Si tratta dunque di illustrare all’allievo il tipo di struttura del pezzo (melodica, armonica, contrappuntistica, composta), il suo carattere (virtuosistico, espressivo, ritmico, descrittivo, ecc) e, di conseguenza, mettere a fuoco i vari strumenti della tecnica meccanica ed espressiva da impiegare di volta in volta (tipo di tocco, staccato, legato, dinamica, colore, vibrato, smorzato, cesure ecc.) per dar vita alla pagina scritta e trasformarla da piatta “carta geografica” in solido e colorato “plastico sonoro”.
Il seguente Studio Op.60 n.13 di Matteo Carcassi si presta ottimamente per una dimostrazione pratica di analisi strutturale.

Matteo Carcassi Studio Op.60 n.13

 


Matteo Carcassi Studio Op.60 n.13

La lettura di questo Studio potrebbe facilmente trarre in inganno un interprete superficiale indotto ad immaginare che, come sempre, la melodia sia sulla prima corda o magari al basso, dato l’evidente procedere lineare delle note con il gambo all’ingiù. Un esame più attento rivela invece chiaramente che si tratta di una struttura composta a tre voci in cui quasi tutti gli incessanti Mi sulla prima corda rivestono per  lunghi tratti una semplice funzione di pedale mentre i bassi, con la loro continuità, danno vita ad una linea di “controcanto” per terze o per seste. In realtà, il vero tracciato melodico principale va ricercato prevalentemente sulla seconda e sulla terza corda, come qui evidenziato:

Matteo Carcassi Studio Op.60 n.13

Con ogni evidenza, un’esecuzione che si limitasse  ad una semplice esecuzione di arpeggi con un tocco indifferenziato risulterebbequanto mai piatta e monotona. Qui, più che mai, la collocazione della melodia per tratti più o meno lunghi sulle due corde interne acuisce la difficoltà di farla emergere con la dovuta evidenza, seppure con estrema discrezione per evitare inopportune sforature. Solo un ben calibrato tocco teso applicato alle note del canto in  combinazione con un lieve tocco libero delle altre note può conferire a questa pagina il suo vero carattere di Studio melodico6.
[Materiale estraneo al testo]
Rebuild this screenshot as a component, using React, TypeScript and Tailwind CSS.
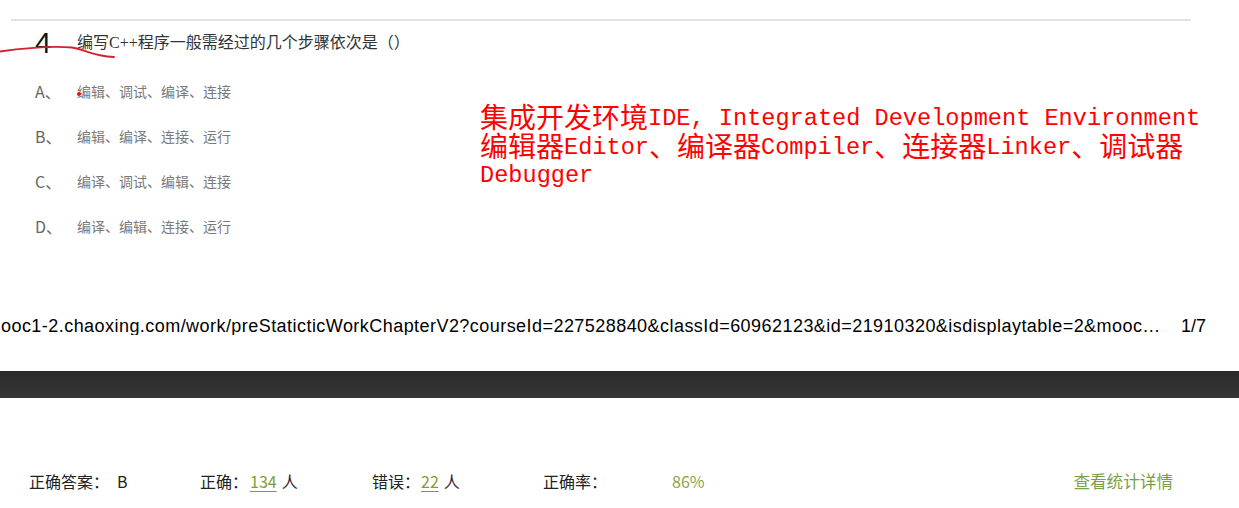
export default function App() {
  const options = [
    { k: "A、", t: "编辑、调试、编译、连接" },
    { k: "B、", t: "编辑、编译、连接、运行" },
    { k: "C、", t: "编译、调试、编辑、连接" },
    { k: "D、", t: "编译、编辑、连接、运行" },
  ];
  const cjk = "font-['Noto_Sans_CJK_SC',sans-serif]";
  const redMono = "text-[23.6px] align-[3.5px] font-['Liberation_Mono',monospace]";
  return (
    <div className="relative w-[1239px] h-[508px] bg-white overflow-hidden">
      <div className="h-[19px]" />
      <div className="ml-[11px] w-[1180px] h-[2px] bg-[#e2e2e2]" />

      {/* question */}
      <div className="flex items-center h-[42px] pl-[35px] mt-[1px]">
        <span className="w-[42px] shrink-0 text-[29px] leading-none text-[#111] font-['Liberation_Sans',sans-serif]">4</span>
        <span className="text-[16px] leading-none text-[#333] -mt-[1px] font-['Liberation_Serif','Noto_Sans_CJK_SC',serif]">
          编写C++程序一般需经过的几个步骤依次是（）
        </span>
      </div>

      {/* options */}
      <div className="mt-[4px]">
        {options.map((o) => (
          <div key={o.k} className="flex items-center h-[45px] pl-[35px]">
            <span className={`w-[42px] shrink-0 text-[16px] leading-none text-[#666] ${cjk}`}>{o.k}</span>
            <span className={`text-[14px] leading-none text-[#7a7a7a] ${cjk}`}>{o.t}</span>
          </div>
        ))}
      </div>

      {/* url line */}
      <div className="flex items-center h-[20px] mt-[68px] pl-[1px] text-[18px] leading-none text-black font-['Liberation_Sans',sans-serif] whitespace-nowrap">
        <span className="w-[1180px] shrink-0 overflow-hidden tracking-[0.45px]">
          ooc1-2.chaoxing.com/work/preStaticticWorkChapterV2?courseId=227528840&amp;classId=60962123&amp;id=21910320&amp;isdisplaytable=2&amp;mooc…
        </span>
        <span>1/7</span>
      </div>

      {/* dark band */}
      <div className="mt-[35px] h-[27px] bg-linear-to-b from-[#2a2a2a] to-[#363636]" />

      {/* stats */}
      <div className={`flex items-center h-[20px] mt-[73px] pl-[29px] pr-[66px] text-[16px] leading-none text-[#222] ${cjk}`}>
        <div className="w-[171px] shrink-0 flex items-center">
          <span>正确答案：</span>
          <span className="ml-[8px]">B</span>
        </div>
        <div className="w-[172px] shrink-0 flex items-center">
          <span>正确：</span>
          <span className="ml-[2px] text-[#7d9d34] underline underline-offset-[3px]">134</span>
          <span className="ml-[5px]">人</span>
        </div>
        <div className="w-[171px] shrink-0 flex items-center">
          <span>错误：</span>
          <span className="ml-[1px] text-[#7d9d34] underline underline-offset-[3px]">22</span>
          <span className="ml-[5px]">人</span>
        </div>
        <div className="w-[129px] shrink-0">正确率：</div>
        <div className="text-[#86a73f]">86%</div>
        <div className="ml-auto text-[16.6px] text-[#78a145]">查看统计详情</div>
      </div>

      {/* annotations */}
      <svg className="absolute left-0 top-[40px]" width="120" height="24" viewBox="0 40 120 24">
        <path
          d="M0 51.5 C 25 48, 55 46, 72 47.5 C 84 49, 92 56, 114 57"
          fill="none"
          stroke="#d42030"
          strokeWidth="1.8"
          strokeLinecap="round"
        />
      </svg>
      <div className="absolute left-[77px] top-[92px] w-[4px] h-[4px] rounded-full bg-[#e8101a]" />

      <div className={`absolute left-[480px] top-[102px] text-[#ff0000] whitespace-nowrap text-[28px] leading-[28.5px] ${cjk}`}>
        <div className="h-[28.5px]">
          集成开发环境<span className={redMono}>IDE, Integrated Development Environment</span>
        </div>
        <div className="h-[28.5px]">
          编辑器<span className={redMono}>Editor</span>、编译器<span className={redMono}>Compiler</span>、连接器<span className={redMono}>Linker</span>、调试器
        </div>
        <div className="h-[28.5px]">
          <span className={redMono}>Debugger</span>
        </div>
      </div>
    </div>
  );
}
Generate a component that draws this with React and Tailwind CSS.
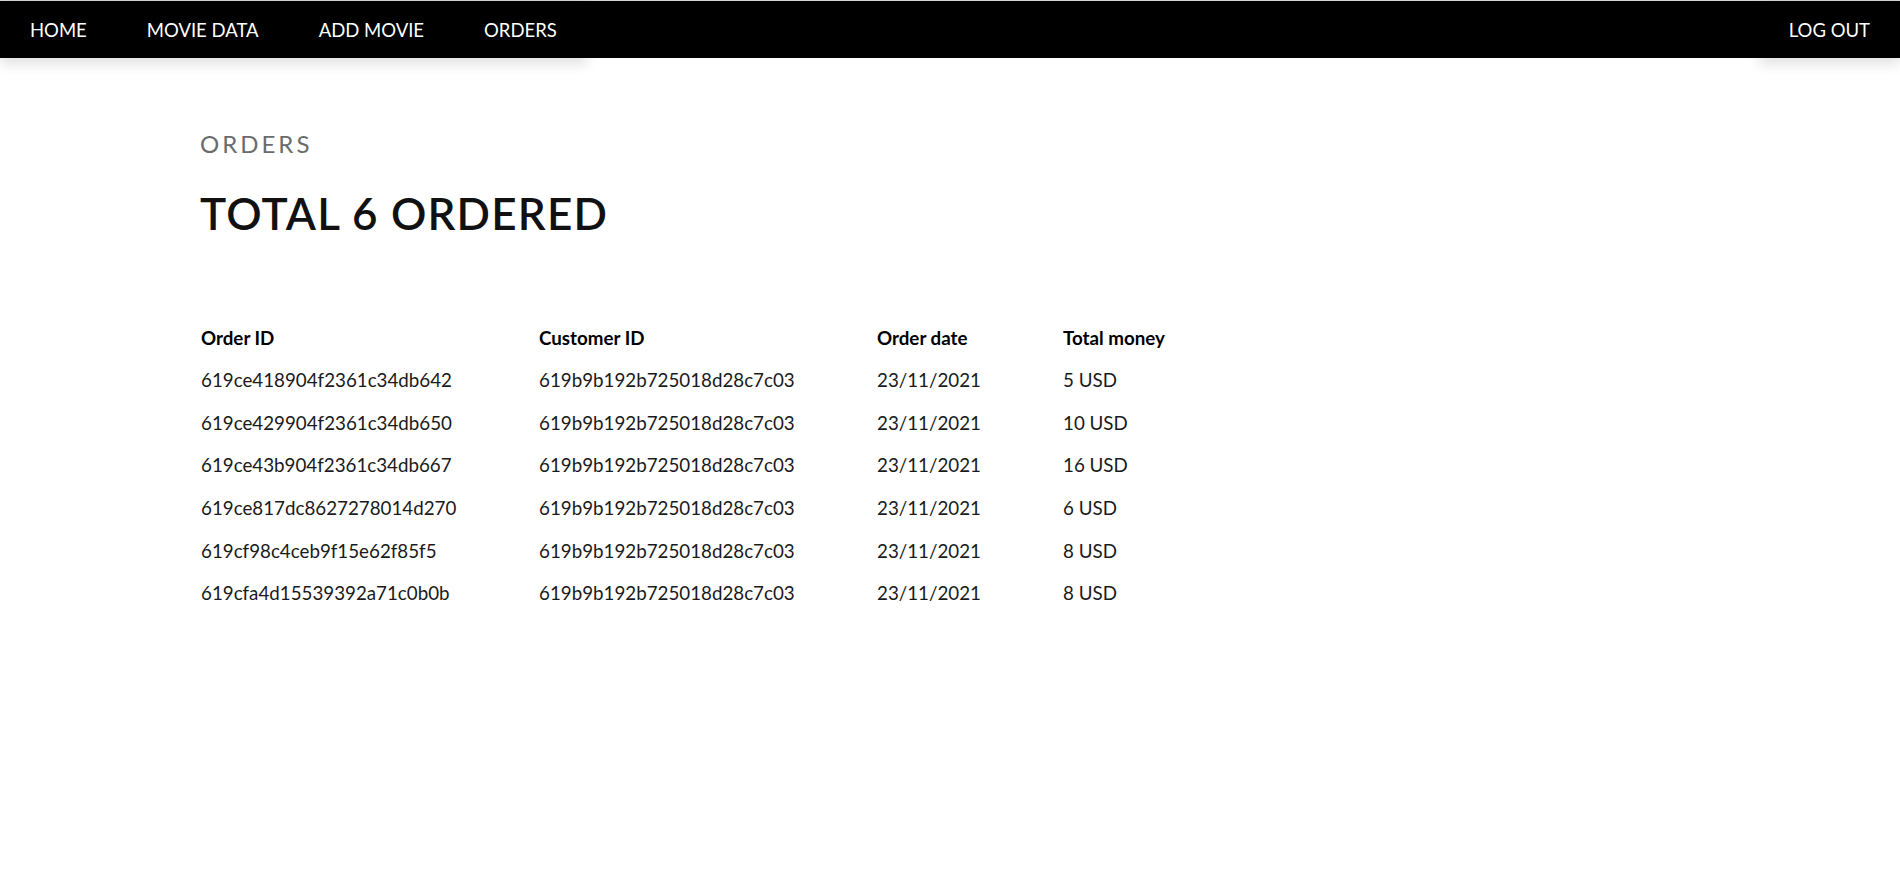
import React from 'react'

const orders = [
  { id: '619ce418904f2361c34db642', customer: '619b9b192b725018d28c7c03', date: '23/11/2021', total: '5 USD' },
  { id: '619ce429904f2361c34db650', customer: '619b9b192b725018d28c7c03', date: '23/11/2021', total: '10 USD' },
  { id: '619ce43b904f2361c34db667', customer: '619b9b192b725018d28c7c03', date: '23/11/2021', total: '16 USD' },
  { id: '619ce817dc8627278014d270', customer: '619b9b192b725018d28c7c03', date: '23/11/2021', total: '6 USD' },
  { id: '619cf98c4ceb9f15e62f85f5', customer: '619b9b192b725018d28c7c03', date: '23/11/2021', total: '8 USD' },
  { id: '619cfa4d15539392a71c0b0b', customer: '619b9b192b725018d28c7c03', date: '23/11/2021', total: '8 USD' },
]

const navLinks = ['HOME', 'MOVIE DATA', 'ADD MOVIE', 'ORDERS']

export default function App() {
  return (
    <div className="min-h-screen bg-white font-['Lato',sans-serif]">
      <nav className="flex justify-between bg-black border-t border-[#d4d4d4] h-[58px]">
        <ul className="flex shadow-[0_6px_12px_rgba(0,0,0,0.12)]">
          {navLinks.map(link => (
            <li key={link} className="px-[30px] pt-px text-[18.5px] leading-[57px] text-white">{link}</li>
          ))}
        </ul>
        <ul className="flex shadow-[0_6px_12px_rgba(0,0,0,0.12)]">
          <li className="px-[30px] pt-px text-[18.5px] leading-[57px] text-white">LOG OUT</li>
        </ul>
      </nav>

      <main className="pl-[200px]">
        <h2 className="mt-[72px] text-[24px] leading-[1.2] tracking-[3px] text-[#6b6b6b]">ORDERS</h2>
        <h1 className="mt-[28px] text-[44px] leading-[1.2] font-semibold tracking-[1.2px] text-[#111]">TOTAL 6 ORDERED</h1>

        <div className="mt-[77px] pl-px text-[18.75px] leading-[42.6px]">
          <div className="grid grid-cols-[338px_338px_186px_auto] font-bold text-black">
            <div>Order ID</div>
            <div>Customer ID</div>
            <div>Order date</div>
            <div>Total money</div>
          </div>
          {orders.map(o => (
            <div key={o.id} className="grid grid-cols-[338px_338px_186px_auto] text-[#1a1a1a]">
              <div>{o.id}</div>
              <div>{o.customer}</div>
              <div>{o.date}</div>
              <div>{o.total}</div>
            </div>
          ))}
        </div>
      </main>
    </div>
  )
}
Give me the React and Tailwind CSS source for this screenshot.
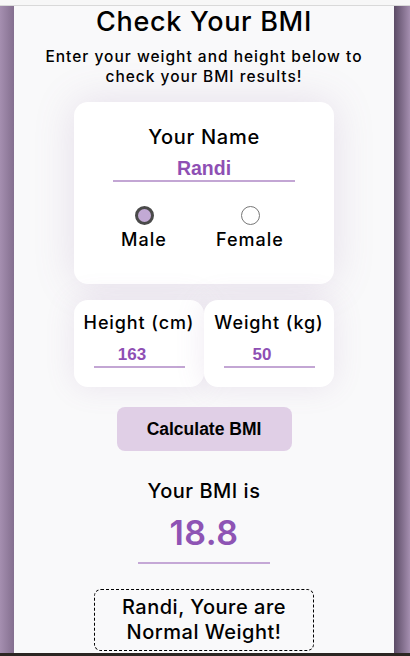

Non va ovviamente ignorata la necessità di attuare, oltre  al gioco dinamico, il gioco timbrico qui suggerito dalle indicazioni di colore7.

Un’ultima precisazione riguarda la cadenza finale: per effettuarne una chiara esecuzione occorre mettere in rilievo, attenendosi comunque all’indicazione rall. e p, le cinque note marcate con una crocetta, compreso il Do diesis nell’accordo.

6 M.Storti: L’arte della  mano destra, Lez. VII.

7 M.Storti: Trattato di chitarra, Cap.84.